Camille redouble

Noémie Lvovsky signe son meilleur film avec cette comédie à la fois burlesque et mélancolique où une quadragénaire revit ses16 ans, retrouve ses parents défunts et son grand amour. Comme si Nietzsche, Coppola et la psychanalyse étaient passés à la moulinette d’une fantaisie foutraque. Christophe Chabert

Actrice condamnée à jouer les silhouettes dans des films gore, quadragénaire larguée par son mari Eric, Camille voit son existence partir à vau-l’eau, se laissant glisser dans les volutes de cigarettes et les vapeurs d’alcool — apesanteur retranscrite dans un générique génial, comme on n’en voit pas souvent dans le cinéma français.

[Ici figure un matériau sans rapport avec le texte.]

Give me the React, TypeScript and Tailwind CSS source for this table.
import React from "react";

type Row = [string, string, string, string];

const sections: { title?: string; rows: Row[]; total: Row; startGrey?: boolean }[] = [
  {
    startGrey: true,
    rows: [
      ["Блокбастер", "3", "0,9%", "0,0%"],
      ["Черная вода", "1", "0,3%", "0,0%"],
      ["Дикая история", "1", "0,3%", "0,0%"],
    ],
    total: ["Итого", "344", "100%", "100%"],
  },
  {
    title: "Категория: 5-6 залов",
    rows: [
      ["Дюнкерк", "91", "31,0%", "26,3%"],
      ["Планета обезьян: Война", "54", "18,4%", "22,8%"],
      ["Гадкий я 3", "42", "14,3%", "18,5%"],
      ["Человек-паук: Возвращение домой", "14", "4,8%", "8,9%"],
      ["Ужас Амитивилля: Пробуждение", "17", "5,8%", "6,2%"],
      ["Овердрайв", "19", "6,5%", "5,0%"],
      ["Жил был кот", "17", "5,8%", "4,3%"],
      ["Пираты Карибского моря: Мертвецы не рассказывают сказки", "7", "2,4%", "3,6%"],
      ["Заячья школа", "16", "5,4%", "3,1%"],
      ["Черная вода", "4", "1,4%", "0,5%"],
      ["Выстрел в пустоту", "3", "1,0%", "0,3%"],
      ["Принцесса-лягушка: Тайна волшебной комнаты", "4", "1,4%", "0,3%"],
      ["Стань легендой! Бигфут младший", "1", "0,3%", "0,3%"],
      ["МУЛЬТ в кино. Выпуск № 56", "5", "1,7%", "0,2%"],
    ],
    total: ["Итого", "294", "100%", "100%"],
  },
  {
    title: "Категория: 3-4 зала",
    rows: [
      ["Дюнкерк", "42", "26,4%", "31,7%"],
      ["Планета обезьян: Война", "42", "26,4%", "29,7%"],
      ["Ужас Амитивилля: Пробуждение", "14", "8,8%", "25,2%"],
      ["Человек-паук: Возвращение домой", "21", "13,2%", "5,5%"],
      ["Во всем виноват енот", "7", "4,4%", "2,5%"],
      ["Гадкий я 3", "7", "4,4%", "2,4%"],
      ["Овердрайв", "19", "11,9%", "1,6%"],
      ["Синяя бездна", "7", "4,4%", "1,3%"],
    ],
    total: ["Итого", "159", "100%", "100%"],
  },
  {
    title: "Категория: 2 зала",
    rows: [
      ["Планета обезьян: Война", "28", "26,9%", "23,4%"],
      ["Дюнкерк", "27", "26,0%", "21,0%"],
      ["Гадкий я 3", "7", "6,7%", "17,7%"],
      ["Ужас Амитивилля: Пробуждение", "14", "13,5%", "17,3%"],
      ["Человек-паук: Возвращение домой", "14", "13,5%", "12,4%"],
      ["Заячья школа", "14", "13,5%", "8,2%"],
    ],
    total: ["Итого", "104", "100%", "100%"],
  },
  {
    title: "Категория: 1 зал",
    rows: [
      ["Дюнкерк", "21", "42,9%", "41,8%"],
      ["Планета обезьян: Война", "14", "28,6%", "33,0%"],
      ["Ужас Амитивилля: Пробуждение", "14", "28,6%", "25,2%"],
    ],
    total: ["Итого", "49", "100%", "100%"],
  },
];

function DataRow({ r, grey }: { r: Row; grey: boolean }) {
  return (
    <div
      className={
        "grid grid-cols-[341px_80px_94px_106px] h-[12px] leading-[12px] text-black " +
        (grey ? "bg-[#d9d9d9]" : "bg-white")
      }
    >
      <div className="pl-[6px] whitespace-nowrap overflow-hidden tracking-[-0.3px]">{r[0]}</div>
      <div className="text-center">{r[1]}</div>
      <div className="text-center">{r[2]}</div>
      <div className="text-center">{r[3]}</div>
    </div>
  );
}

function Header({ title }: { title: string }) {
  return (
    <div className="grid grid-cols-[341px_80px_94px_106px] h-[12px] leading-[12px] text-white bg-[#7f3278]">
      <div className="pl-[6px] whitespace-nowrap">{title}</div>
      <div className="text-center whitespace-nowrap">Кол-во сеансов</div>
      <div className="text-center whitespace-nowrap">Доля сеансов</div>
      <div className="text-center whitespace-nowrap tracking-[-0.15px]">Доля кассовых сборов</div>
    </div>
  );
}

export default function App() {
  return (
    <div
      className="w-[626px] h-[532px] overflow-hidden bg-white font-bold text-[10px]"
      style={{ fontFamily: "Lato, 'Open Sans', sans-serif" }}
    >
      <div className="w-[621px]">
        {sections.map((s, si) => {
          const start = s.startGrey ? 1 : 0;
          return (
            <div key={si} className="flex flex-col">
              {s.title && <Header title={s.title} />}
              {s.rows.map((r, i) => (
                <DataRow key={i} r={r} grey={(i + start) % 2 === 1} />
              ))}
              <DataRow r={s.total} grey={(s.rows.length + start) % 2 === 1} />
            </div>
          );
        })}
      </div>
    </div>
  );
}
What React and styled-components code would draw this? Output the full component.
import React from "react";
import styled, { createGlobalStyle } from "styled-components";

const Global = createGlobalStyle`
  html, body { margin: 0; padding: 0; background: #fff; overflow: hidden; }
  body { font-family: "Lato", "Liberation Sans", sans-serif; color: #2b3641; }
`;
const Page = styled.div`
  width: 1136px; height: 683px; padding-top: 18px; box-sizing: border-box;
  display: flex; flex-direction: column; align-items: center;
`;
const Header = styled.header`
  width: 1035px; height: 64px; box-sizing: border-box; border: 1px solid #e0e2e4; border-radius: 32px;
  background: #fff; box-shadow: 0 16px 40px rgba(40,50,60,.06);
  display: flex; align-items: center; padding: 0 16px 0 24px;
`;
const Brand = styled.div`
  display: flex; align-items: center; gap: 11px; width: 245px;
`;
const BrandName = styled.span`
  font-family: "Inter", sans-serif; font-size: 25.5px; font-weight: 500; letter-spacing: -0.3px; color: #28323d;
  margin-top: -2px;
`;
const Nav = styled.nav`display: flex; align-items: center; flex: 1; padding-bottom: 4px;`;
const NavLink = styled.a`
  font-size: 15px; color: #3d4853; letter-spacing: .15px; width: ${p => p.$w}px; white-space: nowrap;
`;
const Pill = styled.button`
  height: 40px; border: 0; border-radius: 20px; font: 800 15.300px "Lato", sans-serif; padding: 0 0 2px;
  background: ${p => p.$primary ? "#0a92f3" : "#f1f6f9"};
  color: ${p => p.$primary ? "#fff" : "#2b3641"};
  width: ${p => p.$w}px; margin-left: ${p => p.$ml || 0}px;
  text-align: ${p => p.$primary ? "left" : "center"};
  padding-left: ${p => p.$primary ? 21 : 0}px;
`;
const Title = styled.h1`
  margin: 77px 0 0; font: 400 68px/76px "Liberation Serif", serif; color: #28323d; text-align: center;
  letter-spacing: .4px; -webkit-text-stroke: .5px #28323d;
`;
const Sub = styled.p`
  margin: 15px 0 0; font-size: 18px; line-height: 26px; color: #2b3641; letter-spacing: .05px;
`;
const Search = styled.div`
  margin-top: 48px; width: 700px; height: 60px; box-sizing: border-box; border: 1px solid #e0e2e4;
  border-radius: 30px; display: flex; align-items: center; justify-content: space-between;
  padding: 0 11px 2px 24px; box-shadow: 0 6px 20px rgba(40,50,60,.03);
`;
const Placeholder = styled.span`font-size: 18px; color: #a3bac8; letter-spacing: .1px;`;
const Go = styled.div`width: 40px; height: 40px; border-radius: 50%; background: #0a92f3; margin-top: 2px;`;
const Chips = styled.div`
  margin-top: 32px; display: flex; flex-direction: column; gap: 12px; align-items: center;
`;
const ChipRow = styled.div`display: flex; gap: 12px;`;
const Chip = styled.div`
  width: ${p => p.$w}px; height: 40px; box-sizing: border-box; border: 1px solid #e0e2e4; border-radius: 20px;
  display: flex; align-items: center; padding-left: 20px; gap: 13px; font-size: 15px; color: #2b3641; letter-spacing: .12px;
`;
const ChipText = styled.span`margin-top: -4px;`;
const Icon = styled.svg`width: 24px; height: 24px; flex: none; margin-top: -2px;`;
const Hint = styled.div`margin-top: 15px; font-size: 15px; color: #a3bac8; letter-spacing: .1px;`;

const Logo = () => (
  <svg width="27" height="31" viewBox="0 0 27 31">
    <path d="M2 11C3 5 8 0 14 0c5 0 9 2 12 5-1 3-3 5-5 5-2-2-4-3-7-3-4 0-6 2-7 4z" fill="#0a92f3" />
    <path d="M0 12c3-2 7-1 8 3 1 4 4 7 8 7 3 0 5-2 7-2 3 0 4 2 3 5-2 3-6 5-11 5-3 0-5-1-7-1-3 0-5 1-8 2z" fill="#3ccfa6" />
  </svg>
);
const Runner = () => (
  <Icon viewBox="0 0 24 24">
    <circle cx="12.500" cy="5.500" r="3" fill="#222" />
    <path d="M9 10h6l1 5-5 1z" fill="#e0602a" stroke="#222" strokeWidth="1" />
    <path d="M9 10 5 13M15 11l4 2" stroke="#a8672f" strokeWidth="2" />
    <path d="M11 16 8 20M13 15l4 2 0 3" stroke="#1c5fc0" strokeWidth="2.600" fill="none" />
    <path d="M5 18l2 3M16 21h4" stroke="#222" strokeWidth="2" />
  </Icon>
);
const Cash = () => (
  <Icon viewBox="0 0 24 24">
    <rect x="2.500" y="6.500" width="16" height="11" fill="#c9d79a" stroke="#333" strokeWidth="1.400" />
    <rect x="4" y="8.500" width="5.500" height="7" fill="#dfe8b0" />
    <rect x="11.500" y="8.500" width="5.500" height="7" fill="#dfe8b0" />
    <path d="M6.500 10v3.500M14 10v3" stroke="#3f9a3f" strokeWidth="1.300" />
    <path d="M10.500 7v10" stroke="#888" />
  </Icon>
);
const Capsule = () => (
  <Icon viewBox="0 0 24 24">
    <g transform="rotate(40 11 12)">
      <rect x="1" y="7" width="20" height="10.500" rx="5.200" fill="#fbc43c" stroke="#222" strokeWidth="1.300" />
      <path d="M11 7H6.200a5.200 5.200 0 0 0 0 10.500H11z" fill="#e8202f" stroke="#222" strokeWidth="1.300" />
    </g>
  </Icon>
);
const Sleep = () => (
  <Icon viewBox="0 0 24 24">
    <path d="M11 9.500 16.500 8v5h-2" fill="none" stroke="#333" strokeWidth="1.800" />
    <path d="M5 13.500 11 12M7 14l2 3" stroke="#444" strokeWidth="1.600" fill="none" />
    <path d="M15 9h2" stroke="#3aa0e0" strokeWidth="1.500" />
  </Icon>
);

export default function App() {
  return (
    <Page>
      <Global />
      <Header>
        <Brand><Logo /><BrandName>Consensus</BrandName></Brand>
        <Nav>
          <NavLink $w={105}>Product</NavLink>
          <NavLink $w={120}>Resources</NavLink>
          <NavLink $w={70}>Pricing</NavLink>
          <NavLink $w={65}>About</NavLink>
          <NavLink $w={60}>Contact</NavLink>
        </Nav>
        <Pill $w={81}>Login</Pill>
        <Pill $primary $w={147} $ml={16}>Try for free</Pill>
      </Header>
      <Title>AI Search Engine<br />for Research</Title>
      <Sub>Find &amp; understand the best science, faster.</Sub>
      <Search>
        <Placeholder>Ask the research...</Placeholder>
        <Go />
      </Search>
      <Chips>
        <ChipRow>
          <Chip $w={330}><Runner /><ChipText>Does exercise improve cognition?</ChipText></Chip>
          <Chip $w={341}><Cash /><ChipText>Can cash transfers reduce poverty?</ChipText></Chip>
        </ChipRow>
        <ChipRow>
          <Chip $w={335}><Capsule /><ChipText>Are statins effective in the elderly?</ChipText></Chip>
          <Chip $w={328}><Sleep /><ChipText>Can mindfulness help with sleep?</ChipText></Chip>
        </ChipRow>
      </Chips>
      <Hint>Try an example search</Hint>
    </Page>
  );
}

Par la grâce d’un horloger un peu sorcier (Jean-Pierre Léaud, apparition émouvante) et après un nouvel an entre copines très arrosé, elle fait un malaise et se réveille le 1er janvier 1985 à l’hôpital quelques jours avant de rencontrer Eric et quelques semaines avant la mort de sa mère. Elle a toujours quarante ans dans sa tête mais pour son entourage elle en a à nouveau seize. Magie de la mise en scène : Noémie Lvovsky, qui a choisi avec courage de se mettre en scène dans le rôle de Camille, n’opère aucun rajeunissement physique pour marquer cette transformation. Ce coup de force figuratif est à l’image du film tout entier : absolument libre, s’appuyant sur la croyance du spectateur et lui offrant en retour un joyeux foutoir dans lequel se glissent de beaux moments de mélancolie.

Grande école

Camille est donc confrontée à un double dilemme : essayer de sauver sa mère — pour s’épargner la douleur du deuil — et éviter que son histoire avec Eric s’enclenche à nouveau — mais passer du coup à côté de ce grand amour. Questions très nietzschéennes que Lvovsky emprunte aussi au Coppola de Peggy Sue s’est mariée, et qu’elle résout par des situations de pure comédie. Il y a d’un côté l’hilarante galerie de personnages secondaires — Amalric en prof barbu ou le duo des Beaux gosses, Vincent Lacoste et Anthony Sonigo, le premier en intello bloqué sur Stendhal, le second en adolescent dépassé par la maturité sexuelle de Camille ; de l’autre, l’environnement amical et familial, un clan de copines allumées et au bord de l’hystérie, cousines burlesques des filles de La Vie ne me fait pas peur, et les parents, bougons et dépassés par le comportement incompréhensible de leur fille (Yolande Moreau et Michel Vuillermoz, excellents). L’ensemble s’apparente à une version littérale du travail psychanalytique, mais Lvovsky a le bon goût de ne pas trop s’y arrêter, préférant irriguer son film d’une énergie purement adolescente. C’est aussi le parcours de son héroïne : son regard d’avance sur les événements cède face au plaisir de l’insouciance retrouvée, son envie d’infléchir le destin plie devant l’impératif de vivre intensément dans le présent, encore.